--- SUPPLIED INFORMATION ---

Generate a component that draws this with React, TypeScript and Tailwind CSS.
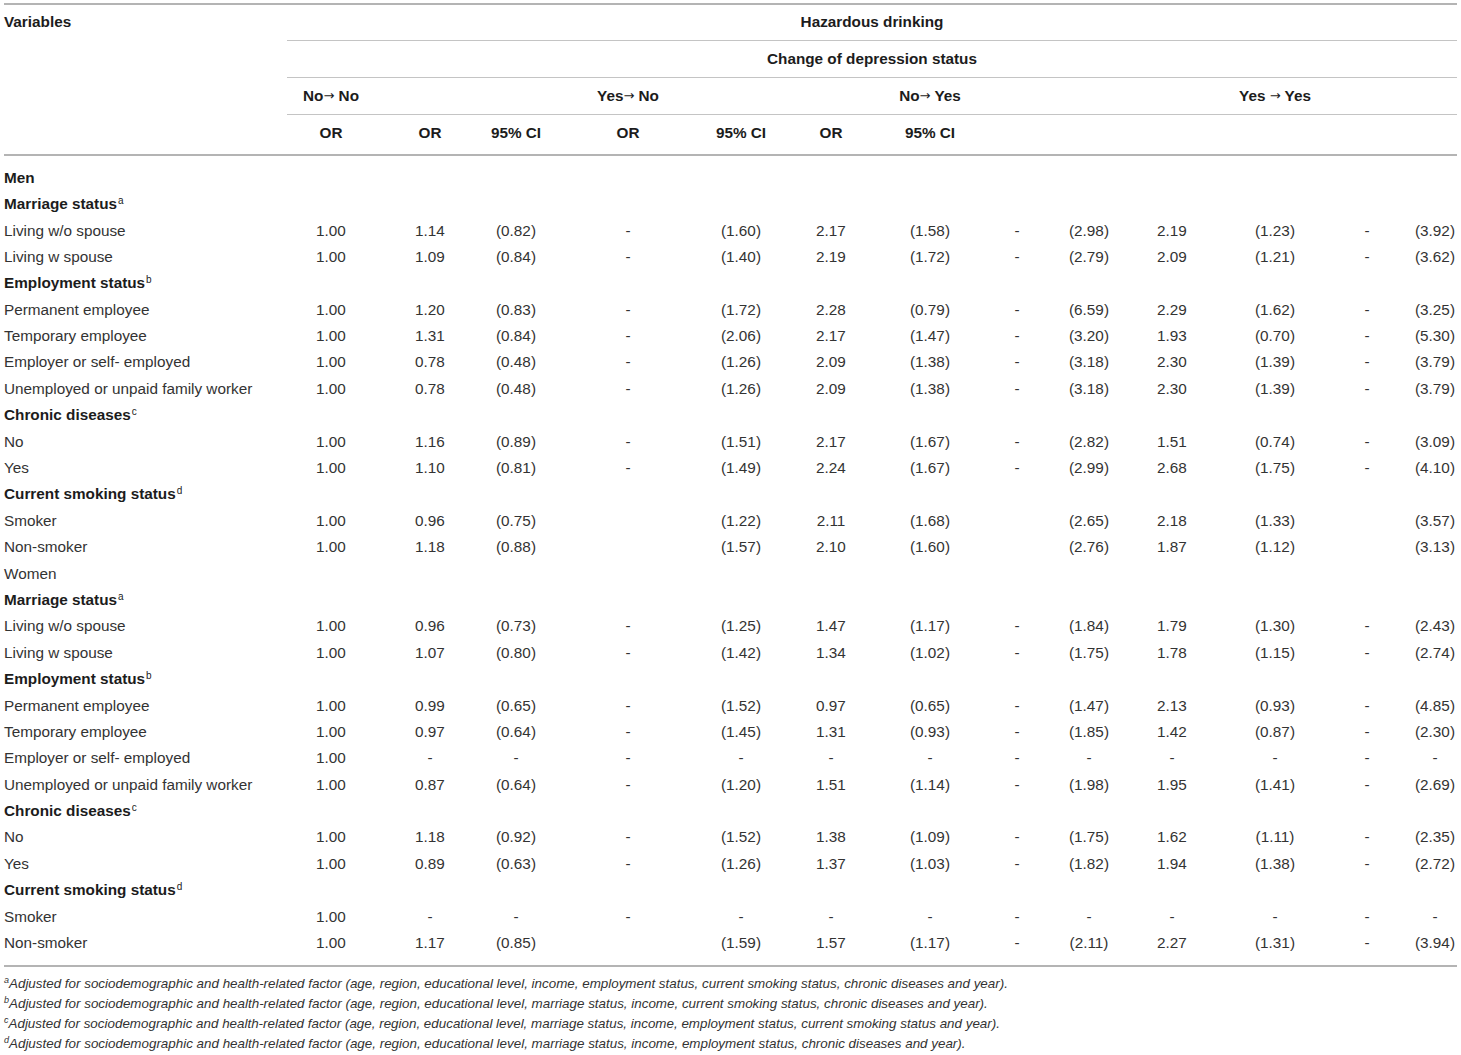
import React from 'react';

type Row = {
  label: string;
  sup?: string;
  kind?: 'group' | 'section' | 'plain';
  cells?: string[];
};

const COLS =
  'grid grid-cols-[283px_88px_110px_62px_162px_64px_116px_82px_92px_52px_114px_92px_92px_44px]';

const allDash = ['-', '-', '-', '-', '-', '-', '-', '-', '-', '-', '-', '-'];

const rows: Row[] = [
  { label: 'Men', kind: 'group' },
  { label: 'Marriage status', sup: 'a', kind: 'section' },
  { label: 'Living w/o spouse', cells: ['1.00', '1.14', '(0.82)', '-', '(1.60)', '2.17', '(1.58)', '-', '(2.98)', '2.19', '(1.23)', '-', '(3.92)'] },
  { label: 'Living w spouse', cells: ['1.00', '1.09', '(0.84)', '-', '(1.40)', '2.19', '(1.72)', '-', '(2.79)', '2.09', '(1.21)', '-', '(3.62)'] },
  { label: 'Employment status', sup: 'b', kind: 'section' },
  { label: 'Permanent employee', cells: ['1.00', '1.20', '(0.83)', '-', '(1.72)', '2.28', '(0.79)', '-', '(6.59)', '2.29', '(1.62)', '-', '(3.25)'] },
  { label: 'Temporary employee', cells: ['1.00', '1.31', '(0.84)', '-', '(2.06)', '2.17', '(1.47)', '-', '(3.20)', '1.93', '(0.70)', '-', '(5.30)'] },
  { label: 'Employer or self- employed', cells: ['1.00', '0.78', '(0.48)', '-', '(1.26)', '2.09', '(1.38)', '-', '(3.18)', '2.30', '(1.39)', '-', '(3.79)'] },
  { label: 'Unemployed or unpaid family worker', cells: ['1.00', '0.78', '(0.48)', '-', '(1.26)', '2.09', '(1.38)', '-', '(3.18)', '2.30', '(1.39)', '-', '(3.79)'] },
  { label: 'Chronic diseases', sup: 'c', kind: 'section' },
  { label: 'No', cells: ['1.00', '1.16', '(0.89)', '-', '(1.51)', '2.17', '(1.67)', '-', '(2.82)', '1.51', '(0.74)', '-', '(3.09)'] },
  { label: 'Yes', cells: ['1.00', '1.10', '(0.81)', '-', '(1.49)', '2.24', '(1.67)', '-', '(2.99)', '2.68', '(1.75)', '-', '(4.10)'] },
  { label: 'Current smoking status', sup: 'd', kind: 'section' },
  { label: 'Smoker', cells: ['1.00', '0.96', '(0.75)', '', '(1.22)', '2.11', '(1.68)', '', '(2.65)', '2.18', '(1.33)', '', '(3.57)'] },
  { label: 'Non-smoker', cells: ['1.00', '1.18', '(0.88)', '', '(1.57)', '2.10', '(1.60)', '', '(2.76)', '1.87', '(1.12)', '', '(3.13)'] },
  { label: 'Women', kind: 'plain' },
  { label: 'Marriage status', sup: 'a', kind: 'section' },
  { label: 'Living w/o spouse', cells: ['1.00', '0.96', '(0.73)', '-', '(1.25)', '1.47', '(1.17)', '-', '(1.84)', '1.79', '(1.30)', '-', '(2.43)'] },
  { label: 'Living w spouse', cells: ['1.00', '1.07', '(0.80)', '-', '(1.42)', '1.34', '(1.02)', '-', '(1.75)', '1.78', '(1.15)', '-', '(2.74)'] },
  { label: 'Employment status', sup: 'b', kind: 'section' },
  { label: 'Permanent employee', cells: ['1.00', '0.99', '(0.65)', '-', '(1.52)', '0.97', '(0.65)', '-', '(1.47)', '2.13', '(0.93)', '-', '(4.85)'] },
  { label: 'Temporary employee', cells: ['1.00', '0.97', '(0.64)', '-', '(1.45)', '1.31', '(0.93)', '-', '(1.85)', '1.42', '(0.87)', '-', '(2.30)'] },
  { label: 'Employer or self- employed', cells: ['1.00', ...allDash] },
  { label: 'Unemployed or unpaid family worker', cells: ['1.00', '0.87', '(0.64)', '-', '(1.20)', '1.51', '(1.14)', '-', '(1.98)', '1.95', '(1.41)', '-', '(2.69)'] },
  { label: 'Chronic diseases', sup: 'c', kind: 'section' },
  { label: 'No', cells: ['1.00', '1.18', '(0.92)', '-', '(1.52)', '1.38', '(1.09)', '-', '(1.75)', '1.62', '(1.11)', '-', '(2.35)'] },
  { label: 'Yes', cells: ['1.00', '0.89', '(0.63)', '-', '(1.26)', '1.37', '(1.03)', '-', '(1.82)', '1.94', '(1.38)', '-', '(2.72)'] },
  { label: 'Current smoking status', sup: 'd', kind: 'section' },
  { label: 'Smoker', cells: ['1.00', ...allDash] },
  { label: 'Non-smoker', cells: ['1.00', '1.17', '(0.85)', '', '(1.59)', '1.57', '(1.17)', '-', '(2.11)', '2.27', '(1.31)', '-', '(3.94)'] },
];

const footnotes = [
  { mark: 'a', text: 'Adjusted for sociodemographic and health-related factor (age, region, educational level, income, employment status, current smoking status, chronic diseases and year).' },
  { mark: 'b', text: 'Adjusted for sociodemographic and health-related factor (age, region, educational level, marriage status, income, current smoking status, chronic diseases and year).' },
  { mark: 'c', text: 'Adjusted for sociodemographic and health-related factor (age, region, educational level, marriage status, income, employment status, current smoking status and year).' },
  { mark: 'd', text: 'Adjusted for sociodemographic and health-related factor (age, region, educational level, marriage status, income, employment status, chronic diseases and year).' },
];

const subHeads = ['OR', 'OR', '95% CI', 'OR', '95% CI', 'OR', '95% CI', '', '', '', '', '', ''];

// [before arrow, space before arrow, after]
const groupHeads: ([string, boolean, string] | null)[] = [
  ['No', false, 'No'],
  null,
  null,
  ['Yes', false, 'No'],
  null,
  null,
  ['No', false, 'Yes'],
  null,
  null,
  null,
  ['Yes', true, 'Yes'],
  null,
  null,
];

function Arrow() {
  return (
    <span className="relative top-[-1px] inline-block font-['DejaVu_Sans',sans-serif] text-[13px] font-normal">
      {'\u2192'}
    </span>
  );
}

export default function App() {
  return (
    <div className="min-h-screen bg-white pl-[4px] pt-[3px] font-['Liberation_Sans',Arial,sans-serif] text-[15.3px] text-[#333]">
      <div className="w-[1453px] border-t-2 border-[#b4b4b4]">
        {/* header */}
        <div className={`${COLS} grid-rows-[36px_37px_37px_39px] border-b-2 border-[#b4b4b4] font-bold text-[#1c1c1c]`}>
          <div className="row-span-4 flex h-[35px] items-center">Variables</div>
          <div className="col-span-13 flex items-center justify-center border-b border-[#c4c4c4]">
            Hazardous drinking
          </div>
          <div className="col-span-13 flex items-center justify-center border-b border-[#c4c4c4]">
            Change of depression status
          </div>
          {groupHeads.map((h, i) => (
            <div key={`g${i}`} className="flex items-center justify-center border-b border-[#c4c4c4] whitespace-nowrap">
              {h && (
                <span>
                  {h[0]}
                  {h[1] ? ' ' : ''}
                  <Arrow /> {h[2]}
                </span>
              )}
            </div>
          ))}
          {subHeads.map((h, i) => (
            <div key={`s${i}`} className="flex items-center justify-center pb-[2px] whitespace-nowrap">
              {h}
            </div>
          ))}
        </div>

        {/* body */}
        <div className="border-b-2 border-[#b4b4b4] pt-[9px] pb-[8px]">
          {rows.map((r, idx) => (
            <div key={idx} className={`${COLS} h-[26.4px] items-center`}>
              <div
                className={`whitespace-nowrap ${
                  r.kind === 'group' || r.kind === 'section' ? 'font-bold text-[#1c1c1c]' : ''
                }`}
              >
                {r.label}
                {r.sup && (
                  <sup className="ml-[1px] text-[10px] font-normal">{r.sup}</sup>
                )}
              </div>
              {(r.cells ?? []).map((c, i) => (
                <div key={i} className="text-center whitespace-nowrap">
                  {c}
                </div>
              ))}
            </div>
          ))}
        </div>

        {/* footnotes */}
        <div className="pt-[7px] text-[13.4px] italic leading-[20px] text-[#333]">
          {footnotes.map((f) => (
            <div key={f.mark} className="whitespace-nowrap">
              <sup className="text-[9px]">{f.mark}</sup>
              {f.text}
            </div>
          ))}
        </div>
      </div>
    </div>
  );
}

---

● REQUIREMENT
Only the number is needed: state how many lines in the listing contain "React".

● ANSWER TO THIS TASK
2